Tesla’s new Solar Roof tiles are the hot topic of conversation right now. At the official reveal event, Elon Musk asked rhetorically, “So, why would you buy anything else?” In a new analysis, Consumer Reports (CR) tries to answer that question.
In the absence of pricing information from Tesla, Consumer Reports decided to make some assumptions of its own. People may quibble with them, but they at least establish a baseline that can be used to begin the discussion.
CR reached out to some knowledgeable roofing sources such as the Slate Roofing Contractors Association, the Tile Roofing Institute, and the folks behind the Remodeling 2016 Cost vs. Value Report. Assuming a typical roof size in the US of 3,000 square feet, it determined the average cost of a clay tile roof is $16,000, an asphalt shingle roof is $20,000 and a slate roof is $45,000.
CR then assumed the average annual utility bill for that typical home is $2,000. Multiplying that by the 30 year life span Tesla says customers can expect from their Solar Roof, that comes out to $60,000. Consumer Reports then backed out the $6,500 assumed cost of installing a Tesla Powerwall 2 from the projected cost of electricity and declared that a Tesla glass tile roof would have to cost no more than $73,500 in order to compete successfully with a normal asphalt shingle roof.
Note that in these calculations, the customer is expected to pay for 30 years of electricity up front. CR makes no adjustment for what the costs of financing that amount immediately might amount to over that same 30 year period. The analysis also does not factor in the location of the home, the angle of the roof, or its orientation toward the sun. Clearly, a roof in southern California will generate more electricity over its useful life than a roof in the northeast.
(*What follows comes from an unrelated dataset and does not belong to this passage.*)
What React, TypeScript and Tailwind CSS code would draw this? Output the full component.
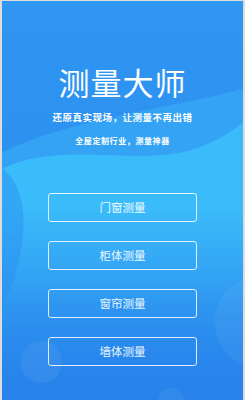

The team at CR also assume the combination of a solar roof and a Powerwall system will supply all of a home’s energy needs without the need to draw (and pay for) additional power from the grid. Finally, no allowance is made for the monthly fees many utility companies assess to homeowners who have residential solar systems. The industry position is that rooftop solar places an undue burden on the utility grid and forces the bills of other customers to increase.
Elon said last Friday the Tesla Solar Roof tiles will “look better than a normal roof, generate electricity, last longer, have better insulation, and actually have an installed cost that is less than a normal roof plus the cost of electricity.”
He is absolutely right about the aesthetics.” People like the idea of being energy efficient, but solar panels can be an eyesore,” says Giovanni Bozzolo, a partner at Roof4Less roofing in Seattle, Wash. “To be able to combine the energy savings with aesthetics would be a very big thing in the industry. But the pricing has to be right.”
So, will the pricing be right? After Consumer Reports checked all its sources, made all its assumptions, and crunched all its numbers, it said in order to be competitive, a Tuscan tile roof needs to cost less than $69,500 ($2,300 per 100 square foot). A smooth or textured tile roof needs to cost less than $73,500 ($2,450 per 100 square feet). A slate tile roof needs to cost less than $98,500 ($3,300 per 100 square feet).
Two important factors we don’t know are the cost of installation for a Solar Roof or the skill level installers will need. “Roofers aren’t electricians and vice versa, so I’m most interested in seeing how the costs of labor affect the end price to consumers,” says Vikram Aggarwal, CEO of EnergySage, an online marketplace of solar installers.
Elon Musk is right about one thing. The Solar Roof products we saw at Universal Studios last week are drop dead gorgeous. Any home owner would love to have one. The question is, will they be a luxury item, like a Tesla Model S, or affordable to a broad range of homeowners, like a Model 3? The answer is, no one knows. Asked for comment, a Tesla spokesperson told Consumer Reports, “We haven’t released details on pricing.”